Archaeologists have brought to light several medieval farmsteads and burials from the Iron Age near Werne, North Rhine-Westphalia, in Germany.

A preliminary investigation by the Westphalia-Lippe Regional Association (LWL) in January 2023 had already revealed traces of a settlement from the early Middle Ages. At the time, there were several farmsteads on the site, the plots of which were separated from each other by ditches. A residential building usually formed the center of each farm, and then there were several outbuildings such as barns, sunken-featured buildings (so-called pit houses) and often a well.

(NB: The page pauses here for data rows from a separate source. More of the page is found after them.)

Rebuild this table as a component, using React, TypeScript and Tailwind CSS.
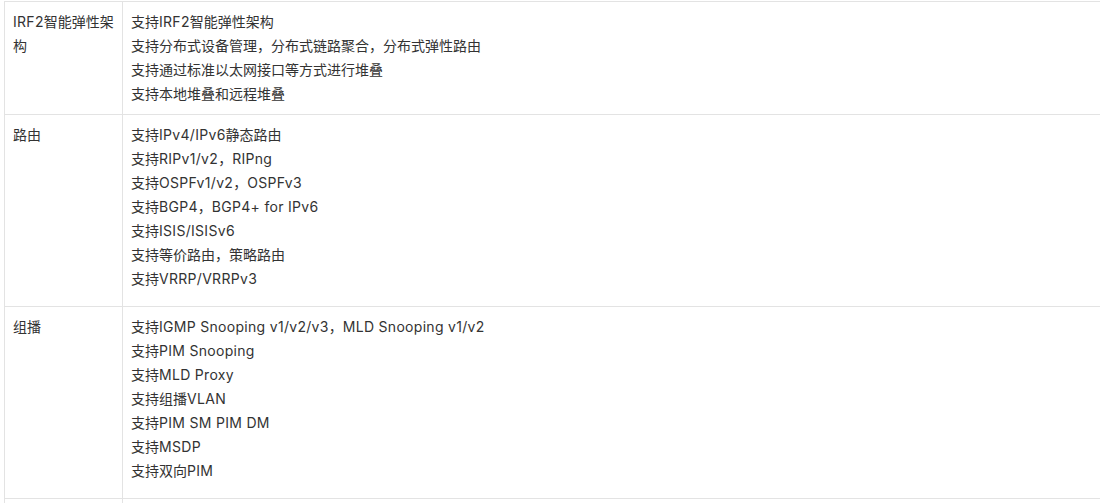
const rows: { name: string; items: string[]; h: string }[] = [
  {
    name: "IRF2智能弹性架构",
    items: [
      "支持IRF2智能弹性架构",
      "支持分布式设备管理，分布式链路聚合，分布式弹性路由",
      "支持通过标准以太网接口等方式进行堆叠",
      "支持本地堆叠和远程堆叠",
    ],
    h: "h-[113px]",
  },
  {
    name: "路由",
    items: [
      "支持IPv4/IPv6静态路由",
      "支持RIPv1/v2，RIPng",
      "支持OSPFv1/v2，OSPFv3",
      "支持BGP4，BGP4+ for IPv6",
      "支持ISIS/ISISv6",
      "支持等价路由，策略路由",
      "支持VRRP/VRRPv3",
    ],
    h: "h-[192px]",
  },
  {
    name: "组播",
    items: [
      "支持IGMP Snooping v1/v2/v3，MLD Snooping v1/v2",
      "支持PIM Snooping",
      "支持MLD Proxy",
      "支持组播VLAN",
      "支持PIM SM PIM DM",
      "支持MSDP",
      "支持双向PIM",
    ],
    h: "h-[192px]",
  },
];

// latin runs get a touch of extra spacing so they run as wide as the original
function Mixed({ text }: { text: string }) {
  const parts = text.split(/([\x20-\x7e]+)/).filter(Boolean);
  return (
    <>
      {parts.map((p, i) =>
        /^[\x20-\x7e]+$/.test(p) ? (
          <span key={i} className="tracking-[0.3px]">
            {p}
          </span>
        ) : (
          <span key={i}>{p}</span>
        ),
      )}
    </>
  );
}

export default function App() {
  return (
    <div className="h-[503px] w-[1100px] overflow-hidden bg-white pt-px pl-1 font-['Inter','Noto_Sans_CJK_SC',sans-serif] text-sm text-[#333]">
      <table className="w-[1200px] table-fixed border-collapse">
        <colgroup>
          <col className="w-[118px]" />
          <col />
        </colgroup>
        <tbody>
          {rows.map((row) => (
            <tr key={row.name} className={row.h}>
              <td className="border border-[#e3e3e3] px-2 pt-2 align-top leading-6">
                <Mixed text={row.name} />
              </td>
              <td className="border border-[#e3e3e3] px-2 pt-2 align-top leading-6">
                {row.items.map((item) => (
                  <div key={item}>
                    <Mixed text={item} />
                  </div>
                ))}
              </td>
            </tr>
          ))}
          <tr className="h-[40px]">
            <td className="border border-[#e3e3e3]" />
            <td className="border border-[#e3e3e3]" />
          </tr>
        </tbody>
      </table>
    </div>
  );
}
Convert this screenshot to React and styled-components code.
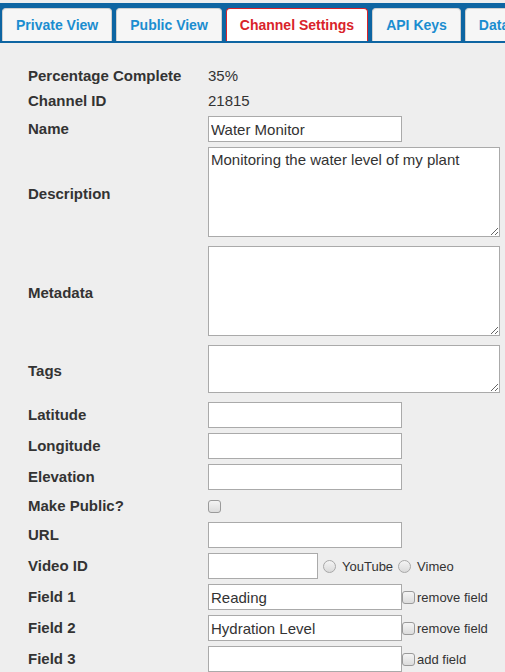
import React from "react";
import styled, { createGlobalStyle } from "styled-components";

const GlobalStyle = createGlobalStyle`
  html, body {
    margin: 0;
    padding: 0;
    background: #eeeeee;
    font-family: "Liberation Sans", Arial, sans-serif;
    color: #333;
    overflow: hidden;
  }
`;

const TabBar = styled.div`
  display: flex;
  gap: 4px;
  margin-top: 3px;
  padding: 5px 0 2px 2px;
  background: #0e65a2;
  overflow: hidden;
  white-space: nowrap;
`;

const Tab = styled.div`
  flex: none;
  height: 32px;
  line-height: 33px;
  padding: 0 13px;
  border: 1px solid ${(p) => (p.$active ? "#d9232a" : "#cfcfcf")};
  border-bottom: none;
  border-radius: 4px 4px 0 0;
  background: ${(p) => (p.$active ? "#ffffff" : "#f6f6f6")};
  color: ${(p) => (p.$active ? "#d9232a" : "#1b8dd0")};
  font-weight: bold;
  font-size: 14px;
`;

const Form = styled.div`
  display: grid;
  grid-template-columns: 180px auto;
  row-gap: 5px;
  align-items: center;
  margin: 23px 0 0 28px;
`;

const Label = styled.div`
  font-weight: bold;
  font-size: 15px;
  line-height: 20px;
  color: #333;
`;

const Value = styled.div`
  font-size: 15px;
  line-height: 20px;
  color: #333;
`;

const Cell = styled.div`
  display: flex;
  align-items: center;
  min-height: ${(p) => p.$h || 20}px;
  font-size: 13px;
  color: #333;
`;

const TextInput = styled.input`
  box-sizing: border-box;
  width: ${(p) => p.$w || 194}px;
  height: 26px;
  margin: 0;
  padding: 0 2px;
  border: 1px solid #aaaaaa;
  border-radius: 0;
  background: #fff;
  font-family: "Liberation Sans", Arial, sans-serif;
  font-size: 15px;
  color: #333;
  outline: none;
`;

const TextArea = styled.textarea`
  display: block;
  box-sizing: border-box;
  width: 292px;
  height: ${(p) => p.$h}px;
  margin: 0 0 4px 0;
  padding: 3px 2px;
  border: 1px solid #aaaaaa;
  border-radius: 0;
  background: #fff;
  font-family: "Liberation Sans", Arial, sans-serif;
  font-size: 15px;
  color: #333;
  outline: none;
`;

const Check = styled.input.attrs({ type: "checkbox" })`
  appearance: none;
  box-sizing: border-box;
  width: 13px;
  height: 13px;
  margin: 0 2px 0 0;
  border: 1px solid #9a9a9a;
  border-radius: 3px;
  background: linear-gradient(#f4f4f4, #dcdcdc);
`;

const Radio = styled.input.attrs({ type: "radio" })`
  appearance: none;
  box-sizing: border-box;
  width: 13px;
  height: 13px;
  margin: 0 3px 0 5px;
  border: 1px solid #a8a8a8;
  border-radius: 50%;
  background: linear-gradient(#f4f4f4, #dadada);
`;

const Opt = styled.span`
  margin-left: 3px;
  font-size: 13px;
`;

const fields = [
  { label: "Field 1", value: "Reading", action: "remove field" },
  { label: "Field 2", value: "Hydration Level", action: "remove field" },
  { label: "Field 3", value: "", action: "add field" },
];

export default function App() {
  return (
    <>
      <GlobalStyle />
      <TabBar>
        <Tab>Private View</Tab>
        <Tab>Public View</Tab>
        <Tab $active>Channel Settings</Tab>
        <Tab>API Keys</Tab>
        <Tab>Data</Tab>
      </TabBar>
      <Form>
        <Label>Percentage Complete</Label>
        <Value>35%</Value>

        <Label>Channel ID</Label>
        <Value>21815</Value>

        <Label>Name</Label>
        <Cell>
          <TextInput defaultValue="Water Monitor" />
        </Cell>

        <Label>Description</Label>
        <Cell>
          <TextArea $h={90} defaultValue="Monitoring the water level of my plant" />
        </Cell>

        <Label>Metadata</Label>
        <Cell>
          <TextArea $h={90} />
        </Cell>

        <Label>Tags</Label>
        <Cell>
          <TextArea $h={48} />
        </Cell>

        <Label>Latitude</Label>
        <Cell>
          <TextInput />
        </Cell>

        <Label>Longitude</Label>
        <Cell>
          <TextInput />
        </Cell>

        <Label>Elevation</Label>
        <Cell>
          <TextInput />
        </Cell>

        <Label>Make Public?</Label>
        <Cell $h={22}>
          <Check />
        </Cell>

        <Label>URL</Label>
        <Cell>
          <TextInput />
        </Cell>

        <Label>Video ID</Label>
        <Cell>
          <TextInput $w={110} />
          <Radio name="video" />
          <Opt>YouTube</Opt>
          <Radio name="video" />
          <Opt>Vimeo</Opt>
        </Cell>

        {fields.map((f) => (
          <React.Fragment key={f.label}>
            <Label>{f.label}</Label>
            <Cell>
              <TextInput defaultValue={f.value} />
              <Check />
              <span>{f.action}</span>
            </Cell>
          </React.Fragment>
        ))}
      </Form>
    </>
  );
}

New findings on early medieval farmsteads

“We were already able to document a well last year,” explains LWL archaeologist Dr. Eva Cichy. For the wood of the well Dr. Thorsten Westphal, head of the laboratory for dendroarcheology at the University of Cologne, determined a felling date of 867 AD plus-minus ten years. A pit house 80 meters to the west probably belonged to another farm. Post pits of a building and an associated well were found in the very east of the survey area. It can be assumed that the areas on the edge of the Lippe floodplain were densely occupied with farms during this time. In the same location, for example, in Weitkamp, ​​just two kilometers to the west, traces of a settlement from the same period were discovered during sand mining around 100 years ago.

Surprise from the Iron Age

A surprise for archaeologists were several graves in Bellingholz South. However, these are much older and can be dated from the Iron Age. In this era it was customary to burn the dead. Burn-pit graves were created in Bellingholz South. Remains of the funeral pyres and grave goods were buried in these pit graves.

Whether traces of a settlement from the same period can still be found is one of the many questions archaeologists hope to answer through further excavations.